__Problem to work on__. Identify each line holding the string "page" and copy it.
====== Data extract
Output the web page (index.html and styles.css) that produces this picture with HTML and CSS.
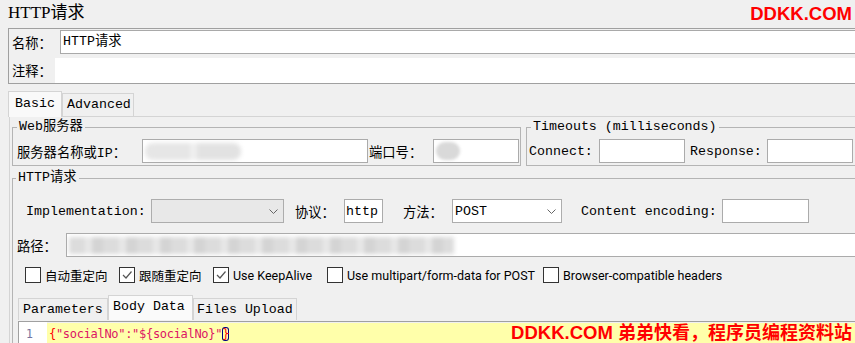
FILE: index.html
```html
<!DOCTYPE html>
<html>

<head>
  <title>HTTP请求</title>
  <link rel="stylesheet" href="styles.css">
</head>

<body>
  <div class="page">
    <div class="top">
      <div class="title">HTTP请求</div>
      <div class="brand">DDKK.COM</div>
    </div>

    <div class="namebox">
      <div class="namerow">
        <span class="nlabel">名称：</span>
        <div class="namefield">HTTP请求</div>
      </div>
      <div class="namerow note">
        <span class="nlabel">注释：</span>
        <div class="namefield plain"></div>
      </div>
    </div>

    <div class="tabs">
      <div class="tab active basic">Basic</div>
      <div class="tab adv">Advanced</div>
    </div>

    <div class="panel">
      <div class="serverrow">
        <fieldset class="group web">
          <legend>Web服务器</legend>
          <div class="row">
            <span class="lab lab-host">服务器名称或IP：</span>
            <div class="field f-host"><span class="blur b-host"></span></div>
            <span class="lab lab-port">端口号：</span>
            <div class="field f-port"><span class="blur b-port"></span></div>
          </div>
        </fieldset>
        <fieldset class="group timeouts">
          <legend>Timeouts (milliseconds)</legend>
          <div class="row">
            <span class="lab lab-connect">Connect:</span>
            <div class="field f-num"></div>
            <span class="lab lab-resp">Response:</span>
            <div class="field f-num"></div>
          </div>
        </fieldset>
      </div>

      <fieldset class="group http">
        <legend>HTTP请求</legend>
        <div class="row">
          <span class="lab lab-impl">Implementation:</span>
          <div class="select disabled sel-impl">
            <span></span>
            <svg class="arrow" width="9" height="5" viewBox="0 0 9 5"><path d="M0.5 0.5 L4.5 4.5 L8.5 0.5" fill="none" stroke="#666" stroke-width="1"/></svg>
          </div>
          <span class="lab lab-proto">协议：</span>
          <div class="field f-http">http</div>
          <span class="lab lab-method">方法：</span>
          <div class="select sel-method">
            <span>POST</span>
            <svg class="arrow" width="9" height="5" viewBox="0 0 9 5"><path d="M0.5 0.5 L4.5 4.5 L8.5 0.5" fill="none" stroke="#666" stroke-width="1"/></svg>
          </div>
          <span class="lab lab-enc">Content encoding:</span>
          <div class="field f-enc"></div>
        </div>

        <div class="row path">
          <span class="lab lab-path">路径：</span>
          <div class="field f-path"><span class="blur b-path"></span></div>
        </div>

        <div class="checks">
          <label class="check c1"><span class="box"></span>自动重定向</label>
          <label class="check c2"><span class="box"><svg width="14" height="14" viewBox="0 0 14 14"><path d="M3 7 L6 10 L11.5 3.5" fill="none" stroke="#555" stroke-width="1.2"/></svg></span>跟随重定向</label>
          <label class="check c3"><span class="box"><svg width="14" height="14" viewBox="0 0 14 14"><path d="M3 7 L6 10 L11.5 3.5" fill="none" stroke="#555" stroke-width="1.2"/></svg></span>Use KeepAlive</label>
          <label class="check c4"><span class="box"></span>Use multipart/form-data for POST</label>
          <label class="check"><span class="box"></span>Browser-compatible headers</label>
        </div>

        <div class="subtabs">
          <div class="stab st-params">Parameters</div>
          <div class="stab active st-body">Body Data</div>
          <div class="stab st-files">Files Upload</div>
        </div>

        <div class="editor">
          <div class="gutter">1</div>
          <div class="code"><span class="brace">{</span><span class="str">"socialNo":"${socialNo}"</span><span class="brace match">}</span></div>
        </div>
      </fieldset>
    </div>

    <div class="watermark">DDKK.COM <span class="wm-cn">弟弟快看，程序员编程资料站</span></div>
  </div>
</body>
</html>
```

FILE: styles.css
```css
body {
  margin: 0;
  background: #f0f0f0;
  font-family: "Liberation Mono", "Noto Sans CJK SC", monospace;
  font-size: 13.3px;
  color: #000;
}

.page {
  position: relative;
  width: 855px;
  height: 343px;
  overflow: hidden;
}

/* header */
.top {
  display: flex;
  justify-content: space-between;
  height: 28px;
}

.title {
  padding-left: 8px;
  font-family: "Liberation Serif", "Noto Sans CJK SC", serif;
  font-size: 17px;
  line-height: 26px;
}

.brand {
  padding-right: 3px;
  color: #f00;
  font: bold 18.5px/28px "Liberation Sans", "Noto Sans CJK SC", sans-serif;
}

/* name / comment */
.namebox {
  margin: 0 -10px 0 8px;
  border: 1px solid #a0a0a0;
  padding-top: 1px;
}

.namerow {
  display: flex;
  align-items: center;
  height: 24px;
}

.namerow.note {
  height: 25px;
  margin-top: 4px;
}

.nlabel {
  box-sizing: border-box;
  width: 51px;
  padding-left: 3px;
  flex: none;
}

.note .nlabel {
  width: 46px;
}

.namefield {
  flex: 1;
  box-sizing: border-box;
  height: 24px;
  line-height: 22px;
  padding-left: 2px;
  border: 1px solid #a9a9a9;
  background: #fff;
}

.namefield.plain {
  height: 25px;
  border: none;
}

/* top tabs */
.tabs {
  display: flex;
  align-items: flex-end;
  height: 25px;
  margin-top: 7px;
  padding-left: 8px;
}

.tab {
  box-sizing: border-box;
  height: 23px;
  border: 1px solid #d4d4d4;
  border-bottom: none;
  line-height: 22px;
}

.tab.active {
  position: relative;
  height: 26px;
  margin-bottom: -1px;
  background: #f9f9f9;
  line-height: 23px;
}

.basic {
  width: 54px;
  padding-left: 6px;
}

.adv {
  width: 72px;
  padding-left: 4px;
}

.panel {
  margin: 0 -6px 0 9px;
  border-top: 1px solid #d4d4d4;
  border-left: 1px solid #d4d4d4;
  padding: 2px 0 0 2px;
}

/* group boxes */
.serverrow {
  display: flex;
  gap: 5px;
}

fieldset.group {
  box-sizing: border-box;
  min-width: 0;
  margin: 0;
  padding: 4px 1px 2px 4px;
  border: 1px solid #b4b4b4;
}

legend {
  padding: 0 2px;
  line-height: 16px;
}

.web {
  flex: none;
  width: 509px;
}

.timeouts {
  flex: 1;
}

fieldset.timeouts {
  padding-left: 2px;
}

.timeouts legend {
  margin-left: 2px;
}

fieldset.http {
  margin-top: 4px;
  padding: 13px 0 0 4px;
  border-right: none;
}

.http legend {
  margin-left: -1px;
}

.row {
  display: flex;
  align-items: center;
  height: 24px;
}

.row.path {
  margin-top: 10px;
}

.lab {
  flex: none;
  box-sizing: border-box;
  white-space: nowrap;
}

.lab-host { width: 125px; }
.lab-port { width: 65px; padding-left: 1px; }
.lab-connect { width: 70px; }
.lab-resp { width: 77px; margin-left: 5px; }
.lab-impl { width: 125px; margin-left: 9px; }
.lab-proto { width: 49px; margin-left: 11px; }
.lab-method { width: 49px; margin-left: 20px; }
.lab-enc { width: 141px; margin-left: 19px; }
.lab-path { width: 49px; }

.field {
  flex: none;
  display: flex;
  align-items: center;
  box-sizing: border-box;
  height: 24px;
  padding: 0 2px;
  border: 1px solid #ababab;
  background: #fff;
  overflow: hidden;
}

.f-host { width: 226px; }
.f-port { width: 86px; }
.f-num { width: 86px; }
.f-http { width: 39px; padding-left: 1px; }
.f-enc { width: 87px; }
.f-path { flex: 1; }

.blur {
  display: block;
  flex: none;
}

.b-host {
  width: 96px;
  height: 17px;
  border-radius: 8px;
  background: linear-gradient(90deg, #e6e6e6 0 45px, #efefef 45px 52px, #e2e2e2 52px);
  filter: blur(2px);
}

.b-port {
  width: 24px;
  height: 18px;
  border-radius: 9px;
  background: #d9d9d9;
  filter: blur(1.5px);
}

.b-path {
  width: 385px;
  height: 17px;
  background: repeating-linear-gradient(90deg, #dcdcdc 0 16px, #e8e8e8 16px 23px, #d4d4d4 23px 34px);
  filter: blur(2px);
}

.select {
  flex: none;
  display: flex;
  align-items: center;
  justify-content: space-between;
  box-sizing: border-box;
  height: 24px;
  padding: 0 5px 0 2px;
  border: 1px solid #adadad;
  background: #fff;
}

.select.disabled {
  background: #e8e8e8;
}

.sel-impl { width: 133px; }
.sel-method { width: 110px; }

/* check boxes */
.checks {
  display: flex;
  align-items: center;
  height: 16px;
  margin-top: 10px;
  padding-left: 8px;
  font-family: Roboto, "Noto Sans CJK SC", sans-serif;
  font-size: 12.5px;
}

.check {
  flex: none;
  display: flex;
  align-items: center;
  gap: 4px;
  white-space: nowrap;
}

.c1, .c2 { width: 94px; }
.c3 { width: 114px; }
.c4 { width: 216px; }

.box {
  flex: none;
  display: flex;
  align-items: center;
  justify-content: center;
  box-sizing: border-box;
  width: 16px;
  height: 16px;
  border: 1px solid #333;
  background: #fff;
}

/* body tabs + editor */
.subtabs {
  display: flex;
  align-items: flex-end;
  height: 25px;
  margin: 12px 0 0 1px;
}

.stab {
  box-sizing: border-box;
  height: 22px;
  border: 1px solid #d4d4d4;
  border-bottom: none;
  padding-left: 4px;
  line-height: 21px;
}

.stab.active {
  height: 25px;
  background: #fafafa;
  line-height: 22px;
}

.st-params { width: 90px; }
.st-body { width: 85px; }
.st-files { width: 104px; padding-left: 3px; }

.editor {
  display: flex;
  height: 40px;
  margin: 1px 0 0 1px;
  border-top: 1px solid #a0a0a0;
  border-left: 1px solid #a0a0a0;
  font-family: "DejaVu Sans Mono", monospace;
  font-size: 12px;
}

.gutter {
  flex: none;
  box-sizing: border-box;
  width: 28px;
  padding: 1px 14px 0 0;
  background: #fff;
  color: #7474a0;
  font-size: 11.5px;
  line-height: 22px;
  text-align: right;
}

.code {
  flex: 1;
  height: 22px;
  margin-top: 1px;
  padding-left: 2px;
  background: #ffffaa;
  line-height: 22px;
  letter-spacing: -0.3px;
  white-space: pre;
}

.brace {
  color: #f00;
}

.str {
  color: #dc1464;
}

.match {
  display: inline-block;
  line-height: 14px;
  border-radius: 3px;
  box-shadow: inset 0 0 0 1px #000080;
}

.watermark {
  position: absolute;
  top: 319px;
  right: 3px;
  color: #f00;
  font: bold 18.5px/28px "Liberation Sans", "Noto Sans CJK SC", sans-serif;
  white-space: nowrap;
}

.wm-cn {
  font-size: 18px;
}
```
============
__Solution for this problem__.
Output the web page (index.html and styles.css) that produces this picture with HTML and CSS.
  <div class="page">
.page {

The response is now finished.